PUBLISHED : Monday, 07 August, 2017, 4:20pm
UPDATED : Monday, 07 August, 2017, 9:55pm

I refer to the letters by Peter A. Tanner (“Storm warning but no sign of bad weather”, July 26) and Peter Lok (“Observatory has tools but won’t use them”, July 30) on Tropical Storm Roke.

Mr Tanner questioned the necessity of issuing the No 8 signal.

Tropical Cyclone Roke approached Hong Kong from our east-southeast early on July 23. Sustained gale force winds were registered at stations in Shenzhen’s Dapeng Peninsula, oil rigs, weather buoys and ships along Roke’s path. Gusts of storm force or above were recorded 20km from Hong Kong shortly before Roke’s landfall over Sai Kung.

Before the pre-No 8 special announcement (7.20am), Roke was meandering slightly and heading towards either the south or the centre of Hong Kong. On this track, the gales observed in Dapeng Peninsula could have affected many parts of the territory. The threat of Roke bringing gales to Hong Kong was genuine and the No 8 signal was justified.

Subsequently, Roke turned more to the northwest prior to making landfall over Sai Kung and then moved quickly into inland areas of Shenzhen.

It weakened rapidly and the northerly winds in Hong Kong were not too strong due to the effect of the terrain. The absence of widespread high winds in Hong Kong was due to the last-minute change in Roke’s course. Forecasting such a sudden change in a tropical cyclone’s movement is still beyond present-day technologies.

Mr Lok wrongly claimed that the Observatory did not use available technology for tropical cyclone warnings.

He asked why no reconnaissance flight was performed for Roke.

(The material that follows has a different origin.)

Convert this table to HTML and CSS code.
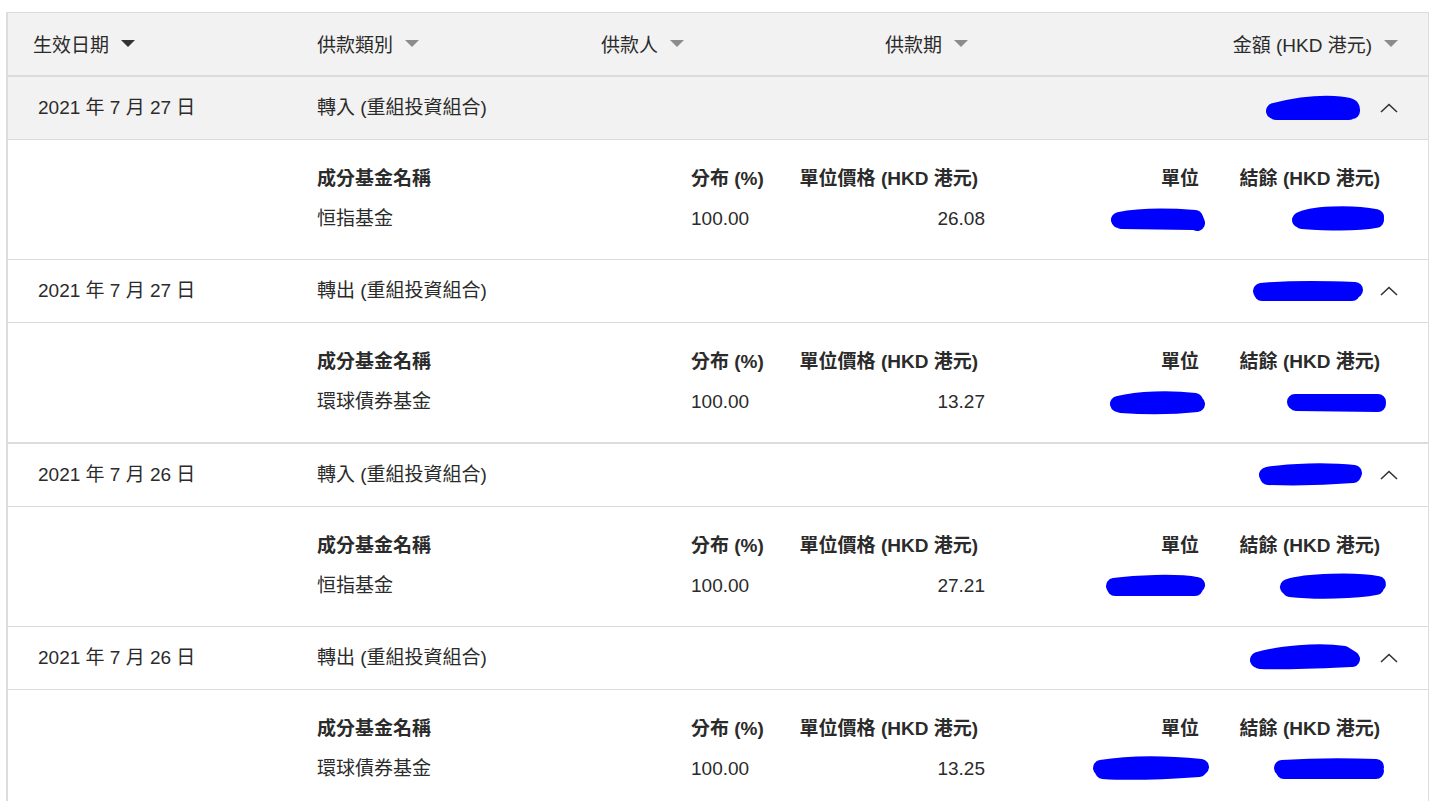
FILE: index.html
```html
<!DOCTYPE html>
<html lang="zh-Hant">
<head>
<meta charset="utf-8">
<title>供款記錄</title>
<link rel="stylesheet" href="styles.css">
</head>
<body>
<div class="table">
  <div class="thead">
    <div class="th"><span>生效日期</span><svg class="sort dark" width="14" height="8" viewBox="0 0 14 8"><polygon points="0,0 14,0 7,7"/></svg></div>
    <div class="th"><span>供款類別</span><svg class="sort" width="14" height="8" viewBox="0 0 14 8"><polygon points="0,0 14,0 7,7"/></svg></div>
    <div class="th"><span>供款人</span><svg class="sort" width="14" height="8" viewBox="0 0 14 8"><polygon points="0,0 14,0 7,7"/></svg></div>
    <div class="th"><span>供款期</span><svg class="sort" width="14" height="8" viewBox="0 0 14 8"><polygon points="0,0 14,0 7,7"/></svg></div>
    <div class="th right"><span>金額 (HKD 港元)</span><svg class="sort" width="14" height="8" viewBox="0 0 14 8"><polygon points="0,0 14,0 7,7"/></svg></div>
  </div>

  <div class="row shaded">
    <div class="td date">2021 年 7 月 27 日</div>
    <div class="td">轉入 (重組投資組合)</div>
    <div class="td"></div>
    <div class="td"></div>
    <div class="td right">
      <svg class="scribble" width="100" height="28" viewBox="0 0 100 28"><path d="M10 17 C 30 12, 50 9, 70 10 S 88 14, 88 17 M12 18 L 85 18"/></svg>
      <svg class="chev" width="18" height="10" viewBox="0 0 18 10"><path d="M1 9 L9 1.5 L17 9"/></svg>
    </div>
  </div>
  <div class="detail">
    <div class="dh">成分基金名稱</div>
    <div class="dh">分布 (%)</div>
    <div class="dh r pr">單位價格 (HKD 港元)</div>
    <div class="dh r">單位</div>
    <div class="dh r">結餘 (HKD 港元)</div>
    <div class="dv">恒指基金</div>
    <div class="dv">100.00</div>
    <div class="dv r">26.08</div>
    <div class="dv r"><svg class="scribble out" width="98" height="26" viewBox="0 0 98 26"><path d="M10 14 C 30 10, 60 10, 86 12 L 88 17 M12 15 L 84 16"/></svg></div>
    <div class="dv r"><svg class="scribble out" width="98" height="30" viewBox="0 0 98 30"><path d="M10 16 C 20 10, 60 8, 86 13 M 12 17 C 40 19, 70 19, 86 16"/></svg></div>
  </div>

  <div class="row">
    <div class="td date">2021 年 7 月 27 日</div>
    <div class="td">轉出 (重組投資組合)</div>
    <div class="td"></div>
    <div class="td"></div>
    <div class="td right">
      <svg class="scribble" width="112" height="24" viewBox="0 0 112 24"><path d="M9 12 C 40 9, 80 10, 103 11 M 10 14 L 100 14"/></svg>
      <svg class="chev" width="18" height="10" viewBox="0 0 18 10"><path d="M1 9 L9 1.5 L17 9"/></svg>
    </div>
  </div>
  <div class="detail">
    <div class="dh">成分基金名稱</div>
    <div class="dh">分布 (%)</div>
    <div class="dh r pr">單位價格 (HKD 港元)</div>
    <div class="dh r">單位</div>
    <div class="dh r">結餘 (HKD 港元)</div>
    <div class="dv">環球債券基金</div>
    <div class="dv">100.00</div>
    <div class="dv r">13.27</div>
    <div class="dv r"><svg class="scribble out" width="98" height="26" viewBox="0 0 98 26"><path d="M9 15 C 30 10, 60 9, 86 12 M 12 16 C 40 18, 70 17, 88 15"/></svg></div>
    <div class="dv r"><svg class="scribble out" width="102" height="24" viewBox="0 0 102 24"><path d="M9 12 L 92 12 M 10 13 L 92 14"/></svg></div>
  </div>

  <div class="row thick">
    <div class="td date">2021 年 7 月 26 日</div>
    <div class="td">轉入 (重組投資組合)</div>
    <div class="td"></div>
    <div class="td"></div>
    <div class="td right">
      <svg class="scribble" width="106" height="26" viewBox="0 0 106 26"><path d="M9 13 C 30 9, 70 8, 96 11 M 10 15 C 40 16, 70 15, 95 13"/></svg>
      <svg class="chev" width="18" height="10" viewBox="0 0 18 10"><path d="M1 9 L9 1.5 L17 9"/></svg>
    </div>
  </div>
  <div class="detail">
    <div class="dh">成分基金名稱</div>
    <div class="dh">分布 (%)</div>
    <div class="dh r pr">單位價格 (HKD 港元)</div>
    <div class="dh r">單位</div>
    <div class="dh r">結餘 (HKD 港元)</div>
    <div class="dv">恒指基金</div>
    <div class="dv">100.00</div>
    <div class="dv r">27.21</div>
    <div class="dv r"><svg class="scribble out" width="102" height="26" viewBox="0 0 102 26"><path d="M9 13 C 30 10, 70 8, 92 12 M 10 15 L 90 15"/></svg></div>
    <div class="dv r"><svg class="scribble out" width="112" height="28" viewBox="0 0 112 28"><path d="M12 15 C 30 9, 80 8, 102 12 M 14 17 C 40 20, 80 19, 100 15"/></svg></div>
  </div>

  <div class="row">
    <div class="td date">2021 年 7 月 26 日</div>
    <div class="td">轉出 (重組投資組合)</div>
    <div class="td"></div>
    <div class="td"></div>
    <div class="td right">
      <svg class="scribble" width="116" height="28" viewBox="0 0 116 28"><path d="M10 16 C 30 10, 70 6, 96 10 L 104 15 M 12 17 C 40 18, 80 16, 102 15"/></svg>
      <svg class="chev" width="18" height="10" viewBox="0 0 18 10"><path d="M1 9 L9 1.5 L17 9"/></svg>
    </div>
  </div>
  <div class="detail">
    <div class="dh">成分基金名稱</div>
    <div class="dh">分布 (%)</div>
    <div class="dh r pr">單位價格 (HKD 港元)</div>
    <div class="dh r">單位</div>
    <div class="dh r">結餘 (HKD 港元)</div>
    <div class="dv">環球債券基金</div>
    <div class="dv">100.00</div>
    <div class="dv r">13.25</div>
    <div class="dv r"><svg class="scribble out wide" width="122" height="28" viewBox="0 0 122 28"><path d="M10 13 C 40 8, 80 9, 110 12 M 12 16 C 40 18, 80 16, 108 14"/></svg></div>
    <div class="dv r"><svg class="scribble out" width="116" height="26" viewBox="0 0 116 26"><path d="M10 12 C 40 10, 80 10, 104 11 M 12 15 L 104 15"/></svg></div>
  </div>
</div>
</body>
</html>
```

FILE: styles.css
```css
* { box-sizing: border-box; }

body {
  margin: 0;
  background: #ffffff;
  font-family: "Liberation Sans", "Noto Sans CJK TC", Arial, sans-serif;
  font-size: 19px;
  color: #2b2b2b;
}

.table {
  margin: 12px 7px 0 6px;
  border-top: 1px solid #dcdcdc;
  border-left: 2px solid #dcdcdc;
  border-right: 1px solid #dcdcdc;
  overflow: hidden;
}

.thead, .row {
  display: grid;
  grid-template-columns: repeat(5, 1fr);
  height: 63px;
}

.thead {
  background: #f2f2f2;
  border-bottom: 2px solid #dcdcdc;
  height: 64px;
}

.row {
  border-bottom: 1px solid #dcdcdc;
}

.row.thick {
  border-top: 1px solid #dcdcdc;
  height: 64px;
}

.row.shaded { background: #f2f2f2; }

.th, .td {
  display: flex;
  align-items: center;
  padding: 0 25px 2px;
  white-space: nowrap;
}

.td { padding-bottom: 5px; }

.th { gap: 12px; }

.th.right, .td.right {
  justify-content: flex-end;
  padding-right: 30px;
}

.td.right { padding-bottom: 1px; gap: 16px; }

.td.date { padding-left: 30px; }

.sort { fill: #8c8c8c; margin-top: 2px; }
.sort.dark { fill: #333333; }

.chev path {
  fill: none;
  stroke: #333333;
  stroke-width: 1.6;
}

.scribble path {
  fill: none;
  stroke: #0000ff;
  stroke-width: 16;
  stroke-linecap: round;
  stroke-linejoin: round;
}

.scribble { display: block; }
.scribble.out { margin-right: -8px; }
.scribble.out.wide { margin-right: -14px; }

.detail {
  display: grid;
  grid-template-columns: 374px 100px 194px 214px 1fr;
  grid-template-rows: 24px 24px;
  row-gap: 16px;
  padding: 27px 48px 28px 309px;
  border-bottom: 1px solid #dcdcdc;
  height: 120px;
  align-items: center;
}

.dh {
  font-weight: bold;
  white-space: nowrap;
  line-height: 24px;
}

.dv {
  white-space: nowrap;
  line-height: 24px;
  display: flex;
  align-items: center;
}

.r { text-align: right; justify-content: flex-end; }
.pr { padding-right: 7px; }
```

The Observatory liaised with the Government Flying Services (GFS). A flight was not possible owing to other scheduled operations. Though we want to engage GFS flights for every typhoon, it is not always possible. There are various reasons, such as unavailability of aircraft and runway slots, air traffic conditions, and the weather.

Although GFS flight data was not available, we still received multiple sources of weather data, such as wind reports from Dapeng Peninsula. As I said, they indicated the existence of gale force winds near the centre of Roke.

Secondly, the Observatory did make use of Doppler weather radar data to independently corroborate the reports of gale force winds in Dapeng Peninsula.

The Observatory accords the highest priority to the safety of Hong Kong people and safeguards the public through science. We will strive to seek further improvements.